Tauhid memberikan jawaban atas pertanyaan fundamental manusia: "Dari mana aku berasal, untuk apa aku hidup, dan ke mana aku akan kembali?" Dengan tauhid, tujuan hidup menjadi sangat jelas, yaitu untuk beribadah kepada Allah semata. Seluruh aktivitas hidup—bekerja, belajar, berkeluarga, berinteraksi sosial—dapat bernilai ibadah jika diniatkan untuk mencari ridha Allah. Hidup tidak lagi terasa hampa atau tanpa tujuan, melainkan menjadi sebuah perjalanan yang penuh makna menuju pertemuan dengan Sang Pencipta.

6. Sumber Persatuan Umat

Kalimat "La ilaha illallah" (Tidak ada tuhan selain Allah) adalah kalimat yang menyatukan lebih dari satu miliar Muslim di seluruh dunia, terlepas dari perbedaan suku, bangsa, warna kulit, dan bahasa. Ketika semua manusia menyembah Tuhan yang satu, tunduk pada aturan yang satu, dan memiliki kiblat yang satu, maka hilanglah sekat-sekat kesombongan rasial dan nasionalisme sempit. Semua manusia setara di hadapan Allah; yang membedakan hanyalah tingkat ketakwaan mereka.

Kesimpulan: Awal dan Akhir dari Segalanya

Memahami makna "Allah Maha Esa" adalah sebuah perjalanan seumur hidup. Ia bukanlah sebuah titik pemberhentian, melainkan sebuah samudra ilmu yang semakin digali, semakin terasa luas dan dalamnya. Konsep ini adalah fondasi yang di atasnya seluruh ajaran Islam dibangun. Ia adalah kunci pembuka pintu surga dan kalimat penyelamat di hari akhir.

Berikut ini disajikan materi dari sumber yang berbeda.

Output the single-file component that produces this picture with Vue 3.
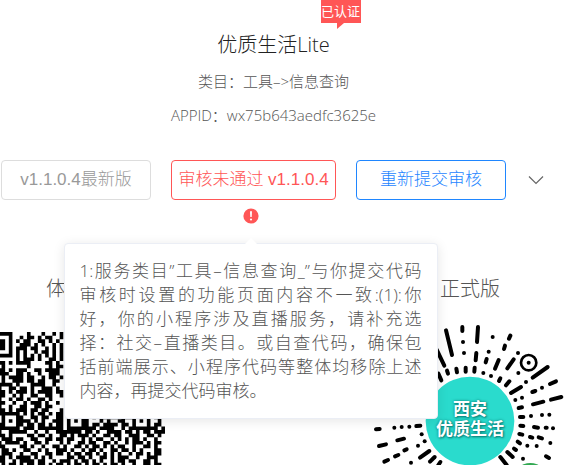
<script setup>
const reviewLines = [
  '1:服务类目”工具–信息查询_”与你提交代码',
  '审核时设置的功能页面内容不一致:(1):你',
  '好，你的小程序涉及直播服务，请补充选',
  '择：社交–直播类目。或自查代码，确保包',
  '括前端展示、小程序代码等整体均移除上述',
  '内容，再提交代码审核。'
]

const qrRows = [
  '####....#...#..#.#',
  '...#..#.##.#.##..#',
  '##.#.#.##..##.#.#.',
  '##.#..###.#.#..#.#',
  '##.#.###.##..#.#.#',
  '...#.#.#..#.##.#.#',
  '####.#.#.#.#.#.#.#',
  '.....#.###.#..##.#',
  '##.#.####....##.#.',
  '.#......#.....#.##',
  '##.#.###..##.####.',
  '###..##.#..#..###.',
  '.#.####.##..#.##.#',
  '.#..###.##.##..##.',
  '####.#...####..#..',
  '#..##.##.#..###.#.',
  '##.#.###.#.####.##',
  '##..#.#..##..##..#',
  '#..#.##.#..##.#...',
  '##..#..#.###.#..#.',
  '#..#..##..##.##...',
  '##.#.###.##.##...#',
  '######.#.#.##.#.##',
  '.#...##..##.##..##.#...##.#.##.##.####...#.##.',
  '.#.#.####.#.#..###.#.#.##...#.#..##..#.#.#..#.',
  '##...##.##.##.#.##.#...##.##.####.##.#...#.##.',
  '######.###.#######.########.####..#.########.#',
  '#..#####..#..#..#######.##.#..####.##.#.##.###',
  '##.#....##.##.#..##.#.###.#..##.##..###..##.#.',
  '.###.##..##..##.##.##..#.#.##..#.#.#.##.#..#..',
  '#.####.#..##.#...#.#..##.##..##.#..#.###.#.##.',
  '##....##.#..#..##.#..##.#.##.#.#.##..#..##.#..',
  '.##.#..##..#.#..###.#..#.##.#..##.##.#.#...##.',
  '.###..#..##..##.##.#.##.##.#.#.#.#..#.##.#.##.',
  '##.#.####.#.#.#....##.##.#..##.#.###..#..###..',
  '##..#.####.##..#.###.#.##.#.#..#.##.##..##.#..',
  '.#.##.#.##.##.#.##.#.##.#.##.#.##.#..#..##.##.'
]
const qrPath = qrRows
  .map((row, y) => [...row.matchAll(/#+/g)].map(m => `M${m.index} ${y}h${m[0].length}v1h-${m[0].length}z`).join(''))
  .join('')

// Rays of the round mini-program code: x1, y1, x2, y2
const rays = [
  [228, 60, 246, 134], [277, 50, 277, 62], [279, 95, 279, 95], [282, 128, 282, 128], [324, 50, 321, 95],
  [368, 80, 368, 80], [421, 76, 417, 85], [405, 106, 402, 116], [356, 124, 356, 124], [319, 128, 317, 150],
  [350, 146, 347, 156], [386, 149, 375, 175], [444, 128, 444, 128], [431, 147, 412, 174], [200, 118, 223, 166],
  [205, 190, 214, 210], [231, 181, 234, 190], [259, 175, 261, 186], [287, 172, 287, 184], [314, 172, 313, 184],
  [340, 188, 340, 188], [363, 197, 363, 197], [391, 204, 387, 212], [418, 213, 408, 225], [445, 188, 445, 188],
  [468, 215, 468, 215], [453, 230, 423, 248], [533, 170, 488, 202], [558, 213, 540, 221], [516, 232, 516, 232],
  [496, 242, 487, 245], [574, 260, 543, 268], [520, 274, 489, 282], [456, 262, 456, 262], [436, 269, 436, 269],
  [456, 291, 446, 293], [460, 320, 450, 320], [483, 317, 483, 317], [516, 314, 516, 314], [538, 313, 538, 313],
  [451, 346, 460, 347], [492, 350, 504, 352], [527, 352, 530, 352], [549, 354, 549, 354], [448, 371, 457, 373],
  [480, 380, 487, 382], [506, 381, 516, 384], [541, 398, 541, 398], [443, 394, 450, 399], [472, 406, 472, 406],
  [500, 407, 500, 407], [459, 445, 459, 445], [528, 438, 537, 443], [432, 415, 438, 419], [412, 425, 428, 440],
  [391, 440, 410, 464], [18, 357, 29, 356], [73, 352, 73, 352], [95, 350, 95, 350], [118, 349, 118, 349],
  [139, 347, 151, 346], [155, 372, 155, 372], [82, 390, 102, 385], [27, 407, 48, 402], [164, 393, 164, 393],
  [144, 406, 144, 406], [103, 420, 110, 417], [75, 438, 85, 434], [43, 454, 54, 449], [178, 422, 150, 442],
  [194, 440, 180, 454], [211, 455, 205, 464], [123, 457, 123, 457]
]
</script>

<template>
  <main class="page">
    <header class="head">
      <span class="tag">已认证</span>
      <h1>优质生活Lite</h1>
      <p>类目：工具–&gt;信息查询</p>
      <p>APPID：wx75b643aedfc3625e</p>
    </header>

    <section class="actions">
      <button class="btn" type="button">v1.1.0.4最新版</button>
      <div class="rejected">
        <button class="btn danger" type="button">审核未通过 v1.1.0.4</button>
        <svg class="warn" viewBox="0 0 16 16" aria-hidden="true">
          <circle cx="8" cy="8" r="7.6" fill="#ff5656" />
          <path d="M7 3.2h2L8.700 9h-1.400z" fill="#fff" />
          <circle cx="8" cy="11.500" r="1.100" fill="#fff" />
        </svg>
        <div class="popover" role="tooltip">
          <span v-for="line in reviewLines" :key="line" class="line">{{ line }}</span>
        </div>
      </div>
      <button class="btn primary" type="button">重新提交审核</button>
      <button class="more" type="button" aria-label="更多">
        <svg viewBox="0 0 16 10"><path d="M1 1.500l7 7 7-7" fill="none" stroke="#666" stroke-width="1.200" /></svg>
      </button>
    </section>

    <section class="codes">
      <figure>
        <figcaption>体验版</figcaption>
        <svg class="qr" viewBox="-3 0 49 49"><path :d="qrPath" /></svg>
      </figure>
      <figure>
        <figcaption>正式版</figcaption>
        <div class="round">
          <svg viewBox="-18 14 636 636">
            <g stroke="#000" stroke-width="12" stroke-linecap="round">
              <line v-for="(r, i) in rays" :key="i" :x1="r[0]" :y1="r[1]" :x2="r[2]" :y2="r[3]" />
            </g>
            <circle cx="476" cy="157" r="23" fill="none" stroke="#000" stroke-width="8" />
            <circle cx="476" cy="157" r="6" />
            <circle cx="300" cy="332" r="133" fill="#2adbcd" />
            <circle cx="481" cy="510" r="52" fill="#32a852" />
          </svg>
          <div class="brand"><span>西安</span><span>优质生活</span></div>
        </div>
      </figure>
    </section>
  </main>
</template>

<style>
body {
  margin: 0;
  background: #fff;
}
</style>

<style scoped>
.page {
  height: 100vh;
  overflow: hidden;
  font-family: "Open Sans", "Noto Sans CJK SC", sans-serif;
  font-weight: 300;
  color: #555;
}
.head {
  position: relative;
  margin-right: 36px;
  padding-top: 30px;
  text-align: center;
}
.head h1 {
  margin: 0 0 6px;
  font-size: 20px;
  line-height: 30px;
  font-weight: 300;
  color: #222;
}
.head p {
  margin: 0 0 4px;
  font-size: 15px;
  line-height: 30px;
}
.tag {
  position: absolute;
  top: 0;
  left: calc(50% + 47px);
  width: 40px;
  font-size: 13px;
  line-height: 23px;
  font-weight: 400;
  white-space: nowrap;
  color: #fff;
  background: #ff5656;
}
.tag::after {
  content: "";
  position: absolute;
  top: 100%;
  left: 16px;
  border-top: 6px solid #ff5656;
  border-right: 7px solid transparent;
}
.actions {
  display: flex;
  justify-content: center;
  align-items: flex-start;
  gap: 20px;
  margin: 30px 36px 0 0;
}
.btn {
  box-sizing: border-box;
  width: 150px;
  height: 40px;
  padding: 0;
  border: 1px solid #ddd;
  border-radius: 4px;
  background: #fff;
  font: 300 17px/38px "Liberation Sans", "Noto Sans CJK SC", sans-serif;
  white-space: nowrap;
  color: #999;
}
.danger {
  width: 165px;
  border-color: #ff5656;
  color: #ff5656;
}
.primary {
  border-color: #1f86ff;
  color: #1f86ff;
}
.more {
  width: 20px;
  height: 40px;
  padding: 0 2px;
  border: 0;
  background: none;
}
.more svg {
  display: block;
  width: 16px;
}
.rejected {
  position: relative;
  display: flex;
  flex-direction: column;
  align-items: center;
  gap: 8px;
}
.warn {
  width: 16px;
  height: 16px;
  margin-right: 6px;
}
.popover {
  position: absolute;
  z-index: 2;
  top: 83px;
  left: 50%;
  box-sizing: border-box;
  width: 374px;
  margin-left: -190px;
  padding: 15px;
  border: 1px solid #ebeef5;
  border-radius: 4px;
  background: #fff;
  box-shadow: 0 2px 12px rgba(0, 0, 0, 0.1);
  font-size: 17px;
  line-height: 24px;
}
.popover::before {
  content: "";
  position: absolute;
  top: -6px;
  left: 50%;
  margin-left: -6px;
  border: 6px solid transparent;
  border-top: 0;
  border-bottom-color: #fff;
}
.line {
  display: block;
  white-space: nowrap;
  text-align: justify;
  text-align-last: justify;
}
.line:last-child {
  text-align-last: left;
}
.codes {
  display: flex;
  justify-content: space-between;
  margin: 50px 7px 0 -13px;
}
figure {
  display: flex;
  flex-direction: column;
  align-items: center;
  margin: 0;
}
figcaption {
  font-size: 20px;
  line-height: 30px;
}
.qr {
  width: 178px;
  margin-top: 28px;
}
.round {
  position: relative;
  width: 212px;
  margin-top: 11px;
}
.round svg {
  display: block;
  width: 100%;
}
.brand {
  position: absolute;
  top: 84px;
  left: 0;
  display: flex;
  flex-direction: column;
  align-items: center;
  width: 100%;
  font-size: 17px;
  line-height: 20px;
  font-weight: 700;
  color: #fff;
  text-shadow: 0 0 3px #087f78, 1px 1px 2px #087f78;
}
</style>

Lebih dari sekadar pernyataan teologis, Tauhid adalah sumber kekuatan, ketenangan, kemerdekaan, dan tujuan hidup. Ia membebaskan akal dari belenggu takhayul, memerdekakan jiwa dari perbudakan kepada makhluk, dan mengarahkan seluruh potensi manusia untuk mencapai tujuan penciptaannya yang mulia. Dengan menghayati keesaan Allah dalam setiap tarikan napas dan langkah kehidupan, seorang hamba akan menemukan makna sejati dari eksistensinya dan berjalan di atas jalan yang lurus menuju keridhaan Rabb-nya. Inilah esensi dari Islam, penyerahan diri secara total kepada Dzat Yang Maha Esa, Allah Subhanahu wa Ta'ala.